The tenderness and earnestness is there from the very beginning of ‘Pretty Things’, an acoustically picked, close-mic’d introduction to this intimate new album: “Matthew, please do not regret/ with your silk in my hand/ and your heart in my sweat/ as you’re lighting the end of my last cigarette/ I will warm you.” We don’t know Matthew, but immediately we’re taken into this delicately drawn scene, fully aware of the closeness between the two figures, and the sensitivity at play is all there in Lenker’s delivery. ‘Pretty Things’ also introduces us to one of the main themes of Capacity; the need for physical love, and what it means to grow into womanhood. Lenker is unflinching in addressing this topic throughout the album, on this opening track singing “there is a meeting in my thighs/ where in thunder and lightning, men are baptized,” and later admitting “there’s a woman inside of me… and she don’t always do pretty things.”

There are so many moments on Capacity where the Lenker’s humanity, or those of the people in her stories, is so present and tangible that it’s breathtaking. Lead single for the album ‘Mythological Beauty’ is a perfect example of this; an ode to her mother delivered as a lightly blurry indie stomper, with a fuzziness on the edges like a warm memory. Lenker reveals the story of her mother giving birth to a child at the age of 17 (“seventeen you took his come/ and gave birth to your first life”) and giving it up for adoption. “I have an older brother I don’t know/ he could be anywhere,” Lenker sings, connecting the story to herself, but ‘Mythological Beauty’ is all about her mother, and her admiration for her and what she’s achieved in her life – even if she arguably made some mistakes along the way.

On ‘Watering’, it’s perhaps this acceptance of all human shortcomings that gets her into trouble. The dark and dusky rock created by Big Thief provides a perfect backdrop to a story where a sexual encounter turns violent: “he cut off my oxygen and my eyes were watering/ as he tore into my skin like a lion.” Despite the blood and screams depicted, the song’s ultimate message is that of desire, as Lenker alluringly sings “I live to watch you undress… come to me.” Not all of her sexually explicit songs are so dark or scary; ‘Black Diamonds’ is a perfect closing track, summing up a person’s inherent innocence or shyness. “Should I let you make a woman of me?” she asks flirtatiously, “should I let you take the mystery from me?” As the band spins gold through restrained but technically masterful musicianship, we feel the skipping of her excited heart, and when she ultimately reveals “I could wake up in a cold sweat on your ceiling/ terrified of what your love’s revealing,” we know exactly how her fraught emotions could make her feel that way.

Just as on Masterpiece there are a couple of tracks on Capacity named specifically for people; friendships or loved ones lost to the sands of time in this case – but in hearing Lenker sing about them it seems that the depth of feeling that she had for these people has not dried up one bit.

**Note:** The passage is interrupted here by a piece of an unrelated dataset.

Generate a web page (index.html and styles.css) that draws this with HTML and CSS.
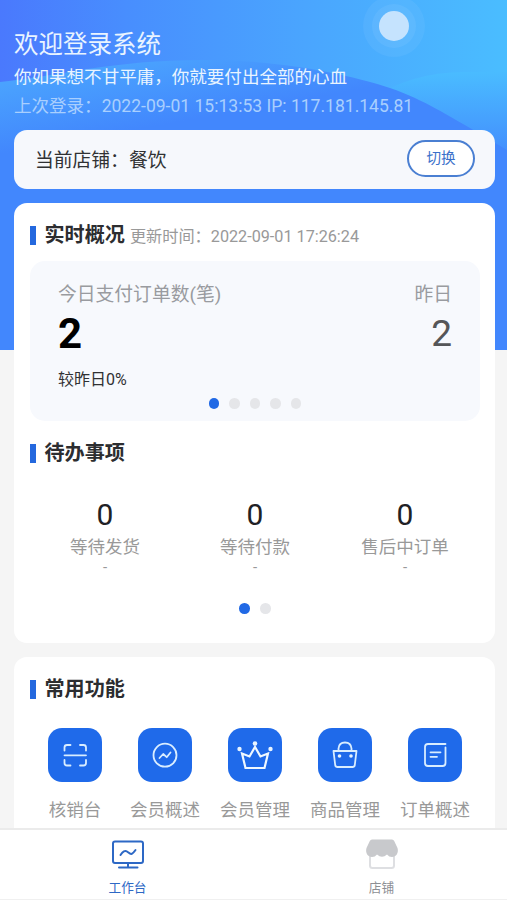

On ‘Haley’ she sings about an old friend to whom she used to write letters, and wonders what she might say today. She is always ready to welcome them back: “anywhere that you are going/ if you ever wanna come back you know my arms are always open.” Then ‘Mary’ unfolds as one of the most astounding bits of folk rock songwriting I’ve heard for a while. The band holds back, only adding subtle shades of organ and piano to Lenker’s vocal, as she takes us right into her childhood where we can feel the “somber country silence” and imagine “the clothes pins on the floor/ and my heart playing hide and seek.” The lyrics for the rest of the song deserve to be quoted in full, and would be too extensive to write here, but needless to say we can feel Lenker in standing out in the vast country fields imagining her lost friend as she ultimately sings “I know that someday I’ll see you/ though now you’re out of sight/ and you’ll kiss me like you used to/ in the January night.”

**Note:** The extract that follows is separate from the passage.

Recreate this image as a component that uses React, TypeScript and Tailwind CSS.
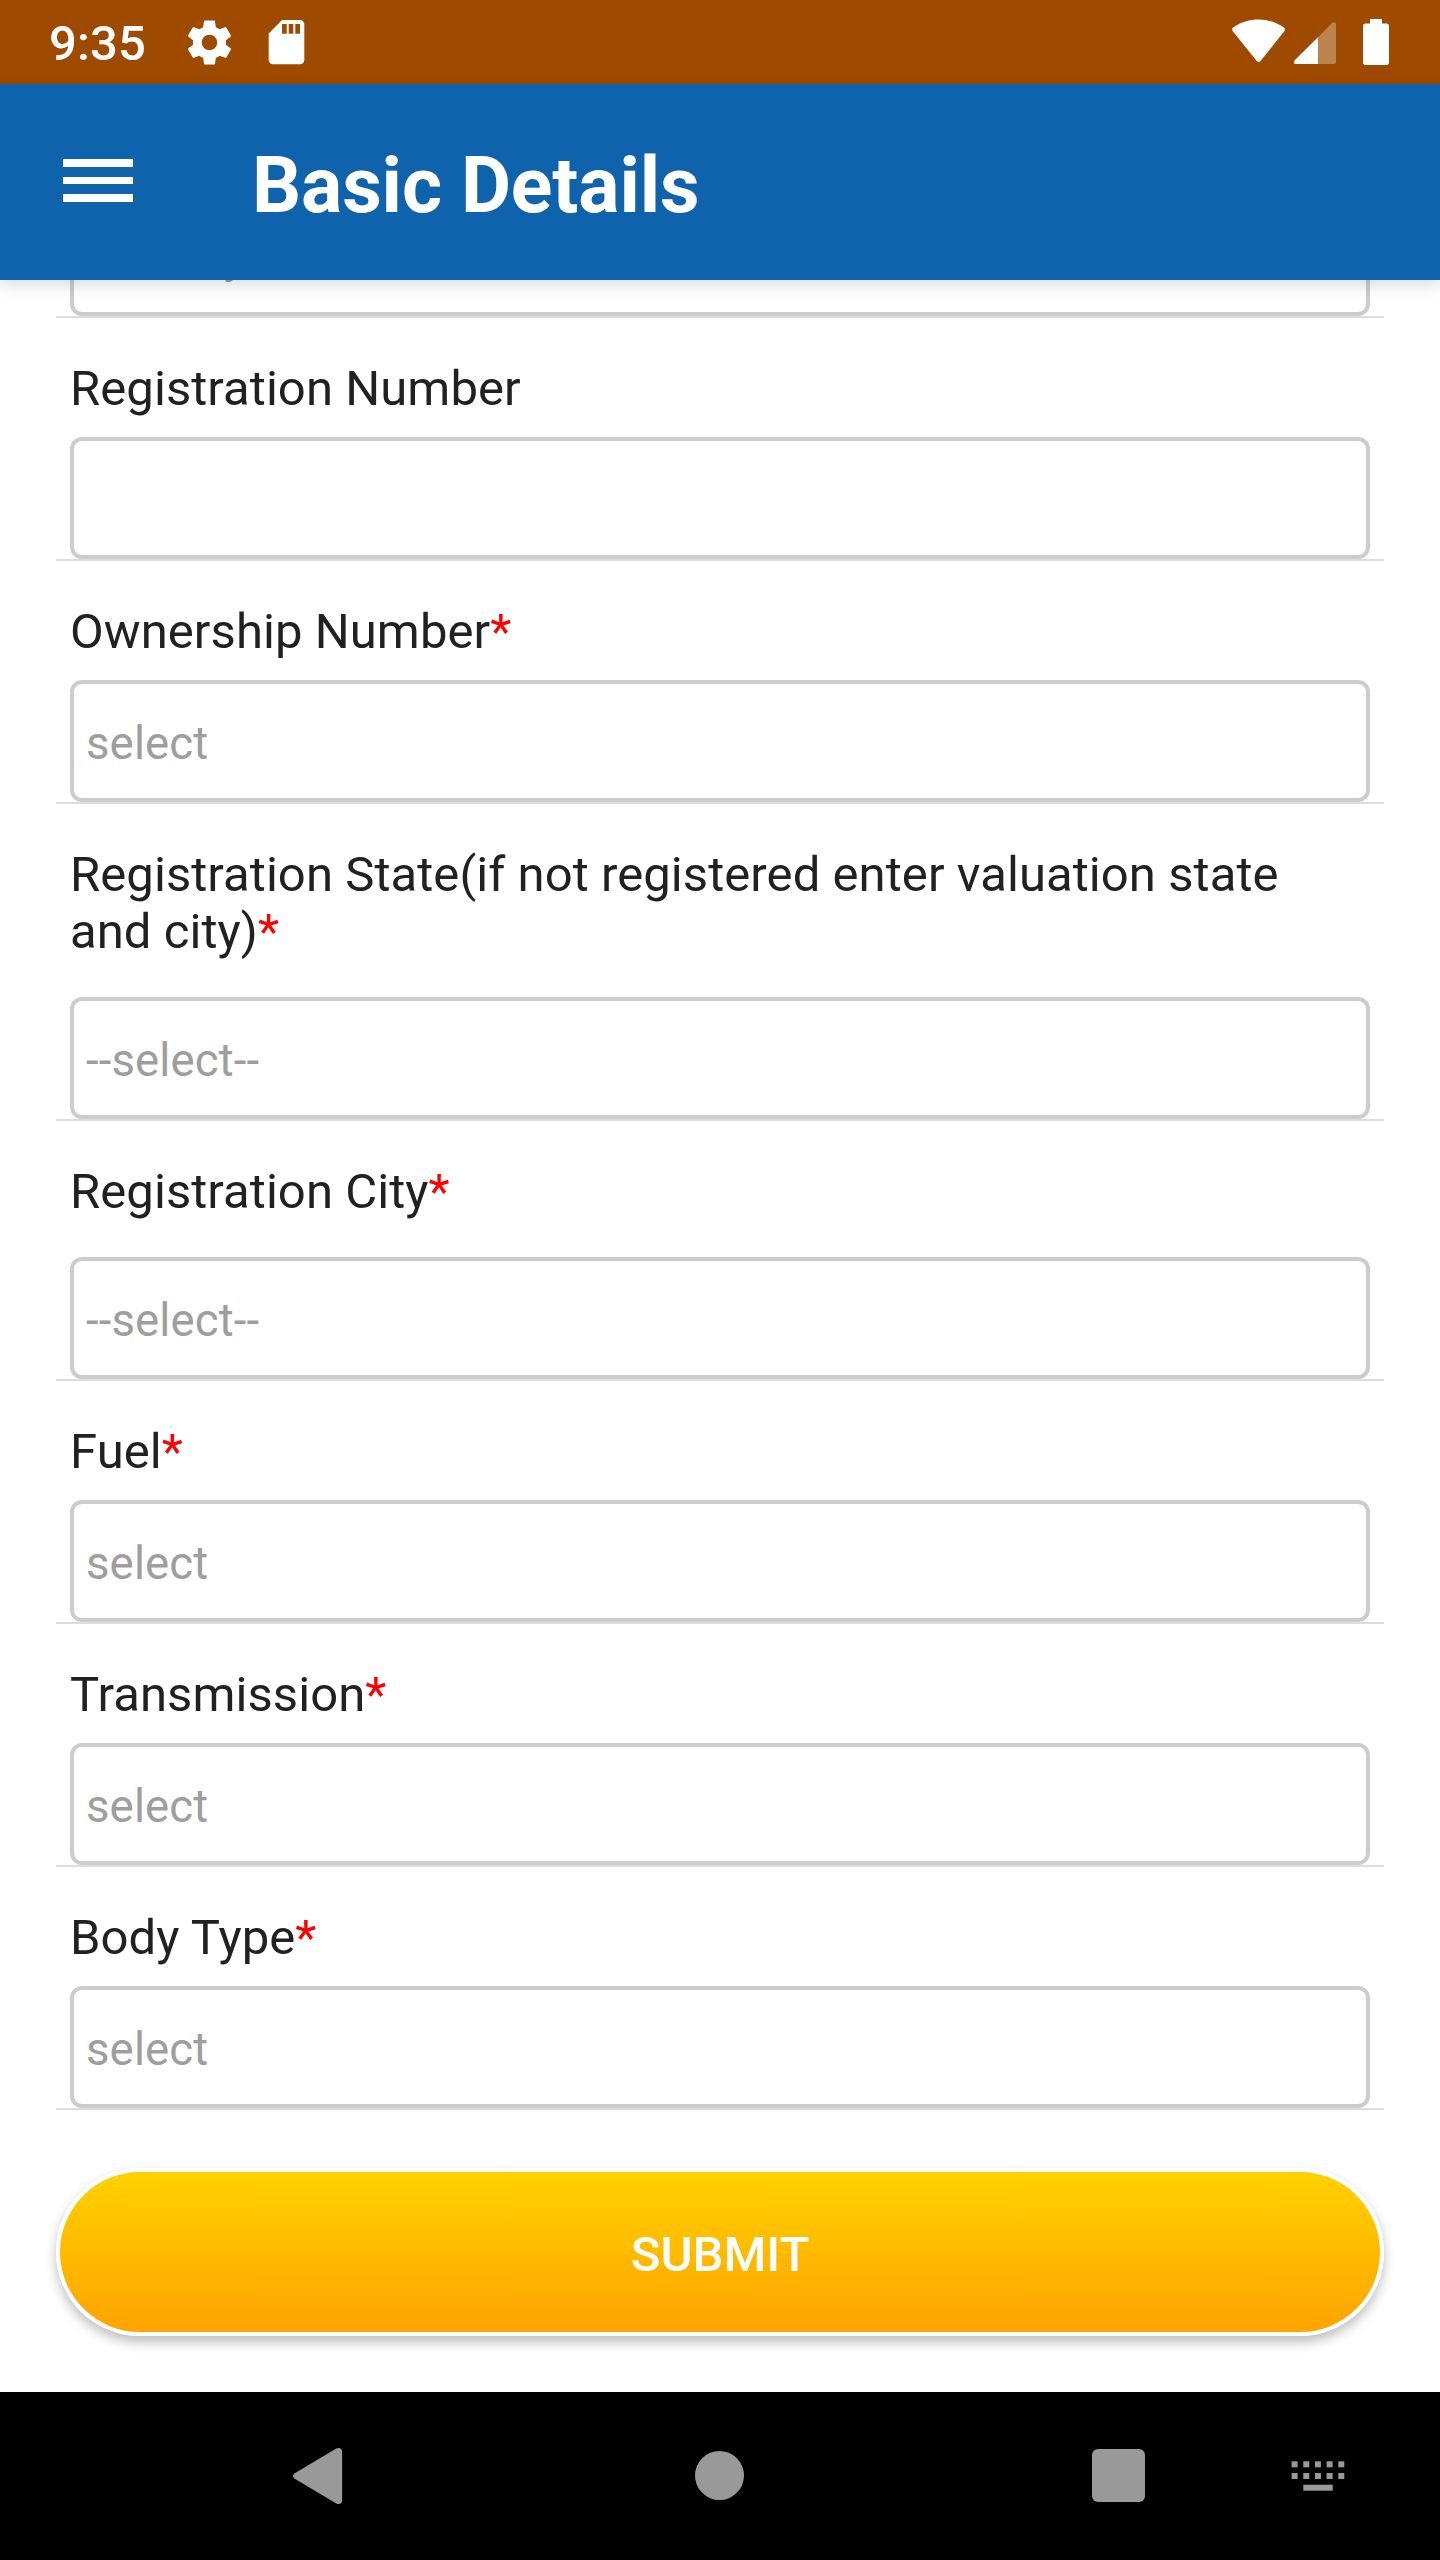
type FieldProps = {
  label?: string;
  required?: boolean;
  value?: string;
  roomy?: boolean;
};

const fields: FieldProps[] = [
  { label: "Registration Number" },
  { label: "Ownership Number", required: true, value: "select" },
  {
    label: "Registration State(if not registered enter valuation state and city)",
    required: true,
    value: "--select--",
    roomy: true,
  },
  { label: "Registration City", required: true, value: "--select--", roomy: true },
  { label: "Fuel", required: true, value: "select" },
  { label: "Transmission", required: true, value: "select" },
  { label: "Body Type", required: true, value: "select" },
];

function Field({ label, required, value, roomy }: FieldProps) {
  return (
    <div className="border-b-2 border-[#dddddd] px-3.5">
      {label && (
        <div className={roomy ? "pt-[42px] pb-[37px]" : "pt-[42px] pb-5"}>
          <label className="block pr-7 text-[49px] leading-[57px] tracking-[0.07px] text-[#212121]">
            {label}
            {required && <span className="text-[#ff0000]">*</span>}
          </label>
        </div>
      )}
      <div className="flex h-[122px] items-center rounded-[12px] border-4 border-[#cccccc] px-3 pt-1 text-[45.5px] leading-[53px] tracking-[0.14px] text-[#9e9e9e]">
        {label ? value : <span className="tracking-[-0.5px]">{value}</span>}
      </div>
    </div>
  );
}

function StatusBar() {
  return (
    <div className="flex h-[84px] items-center bg-[#9e4a00] pl-[49px] text-white">
      <span className="w-[134px] pt-[2px] text-[49px] leading-[57px] font-medium tracking-[0.1px]">9:35</span>
      <svg className="h-[53px] w-[53px]" viewBox="0 0 24 24" fill="currentColor">
        <path d="M19.43 12.98c.04-.32.07-.64.07-.98s-.03-.66-.07-.98l2.11-1.65c.19-.15.24-.42.12-.64l-2-3.46c-.12-.22-.39-.3-.61-.22l-2.49 1c-.52-.4-1.08-.73-1.69-.98l-.38-2.65A.488.488 0 0 0 14 2h-4c-.25 0-.46.18-.49.42l-.38 2.65c-.61.25-1.17.59-1.69.98l-2.49-1c-.23-.09-.49 0-.61.22l-2 3.46c-.13.22-.07.49.12.64l2.11 1.65c-.04.32-.07.65-.07.98s.03.66.07.98l-2.11 1.65c-.19.15-.24.42-.12.64l2 3.46c.12.22.39.3.61.22l2.49-1c.52.4 1.08.73 1.69.98l.38 2.65c.03.24.24.42.49.42h4c.25 0 .46-.18.49-.42l.38-2.65c.61-.25 1.17-.59 1.69-.98l2.49 1c.23.09.49 0 .61-.22l2-3.46c.12-.22.07-.49-.12-.64l-2.11-1.65zM12 15.5c-1.93 0-3.5-1.57-3.5-3.5s1.57-3.5 3.5-3.5 3.5 1.57 3.5 3.5-1.57 3.5-3.5 3.5z" />
      </svg>
      <svg className="ml-[32px] h-[46px] w-[37px]" viewBox="268 19 37 46" fill="currentColor">
        <path
          fillRule="evenodd"
          d="M282 20h18a4.3 4.3 0 0 1 4.3 4.3v35.7a4.3 4.3 0 0 1-4.3 4.3h-27a4.3 4.3 0 0 1-4.3-4.3V33.4zM282 24v9.8h4.7V24zM288.7 24v9.8h4.6V24zM295.3 24v9.8h4.7V24z"
        />
      </svg>
      <svg className="ml-auto h-[48px] w-[160px]" viewBox="1230 18 160 48" fill="currentColor">
        <path d="M1233 31.6C1231.7 30 1231.8 28.4 1233.4 27.2C1249 16.9 1268 16.9 1283.7 27.2C1285.3 28.4 1285.4 30 1284.1 31.6L1260.5 61C1259.3 62.4 1257.9 62.4 1256.7 61Z" />
        <path
          d="M1318 37.2L1332 23C1333.6 21.5 1336 22 1336 24.2V62.2Q1336 64 1334.2 64H1318Z"
          opacity=".31"
        />
        <path d="M1318 37.2V64H1296C1293.8 64 1293.2 61.7 1294.7 60.2Z" />
        <path d="M1370 19h12v4.4h4.2Q1389 23.4 1389 26.2V62.2Q1389 65 1386.2 65H1365.8Q1363 65 1363 62.2V26.2Q1363 23.4 1365.8 23.4H1370Z" />
      </svg>
      <div className="w-[50px]" />
    </div>
  );
}

function AppBar() {
  return (
    <header className="relative z-10 flex h-[196px] items-center bg-[#0f62ac] pl-[63px] text-white shadow-[0_4px_16px_rgba(0,0,0,0.16)]">
      <button aria-label="Open menu" className="-mt-[3px] flex flex-col gap-[10.3px]">
        <span className="h-[7.3px] w-[70px] bg-white" />
        <span className="h-[7.3px] w-[70px] bg-white" />
        <span className="h-[7.3px] w-[70px] bg-white" />
      </button>
      <h1 className="ml-[119px] mt-[8px] text-[77px] leading-[90px] font-bold tracking-[-0.1px]">
        Basic Details
      </h1>
    </header>
  );
}

function NavBar() {
  const dots = [0, 1, 2, 3, 4];
  return (
    <nav className="flex h-[168px] items-center bg-black text-[#999999]">
      <svg className="ml-[292px] h-[58px] w-[52px]" viewBox="292 2447 52 58" fill="currentColor">
        <path d="M294.3 2473.6L336.3 2448.6C339.3 2446.9 342.1 2448.6 342.1 2451.5V2500.5C342.1 2503.4 339.3 2505.1 336.3 2503.4L294.3 2478.4C292.6 2477 292.6 2475 294.3 2473.6Z" />
      </svg>
      <div className="-mt-px ml-[351px] h-[49px] w-[49px] rounded-full bg-[#999999]" />
      <div className="-mt-px ml-[347.5px] h-[53px] w-[53px] rounded-[6px] bg-[#999999]" />
      <svg className="ml-[146.5px] h-[32px] w-[56px]" viewBox="1291 2460 56 32" fill="currentColor">
        {dots.map((i) => (
          <g key={i}>
            <rect x={1291.6 + i * 11.67} y="2461.3" width="6" height="6" />
            <rect x={1291.6 + i * 11.67} y="2473" width="6" height="6" />
          </g>
        ))}
        <rect x="1303.3" y="2484.7" width="29.4" height="6" />
      </svg>
    </nav>
  );
}

export default function App() {
  return (
    <div
      className="flex h-[2560px] w-[1440px] flex-col overflow-hidden bg-white"
      style={{ fontFamily: "Roboto, sans-serif" }}
    >
      <StatusBar />
      <AppBar />
      <main className="flex-1 overflow-hidden px-14">
        <div className="-mt-[86px]">
          <Field value="January" />
          {fields.map((f) => (
            <Field key={f.label} {...f} />
          ))}
        </div>
        <button className="mt-[58px] flex h-[168px] w-full items-center justify-center rounded-full border-4 border-white bg-linear-to-b from-[#ffd200] to-[#ffa200] bg-origin-border pt-[4px] text-[49px] leading-[57px] font-medium text-white shadow-[0_6px_12px_rgba(0,0,0,0.26)]">
          SUBMIT
        </button>
      </main>
      <NavBar />
    </div>
  );
}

Overall Capacity is an album brimming over with emotion and love, giving us a sharp and unforgettable insight into this person’s acute view of the human condition. It would be remiss of me not to mention the title track, which is a perfect summation of all of the album’s virtues. ‘Capacity’ is a waltzy dustbowl shoegaze pearl, where the imagery is picture perfect (“I am a beautiful bird, fluttered and floating/ swollen and hollowed for heaven”) and even in moments of dismay the love of life and beauty is overwhelming; when she finds the object of her affection outside the party kissing someone else, she is nevertheless filled with love, “I wrapped my arms around her/ she was a beautiful figure/ there are no enemies.” It might be a little saccharine to suggest that we could all learn something from this, but we can at least all understand that feeling of being completely drowned in feeling for someone else, no matter if they’re someone you’ve just met or someone you knew long ago. Lenker calcifies this constant learning experience in the song’s chorus: “lost in your captivity/ learning capacity/ for make believing everything/ is really hanging on.”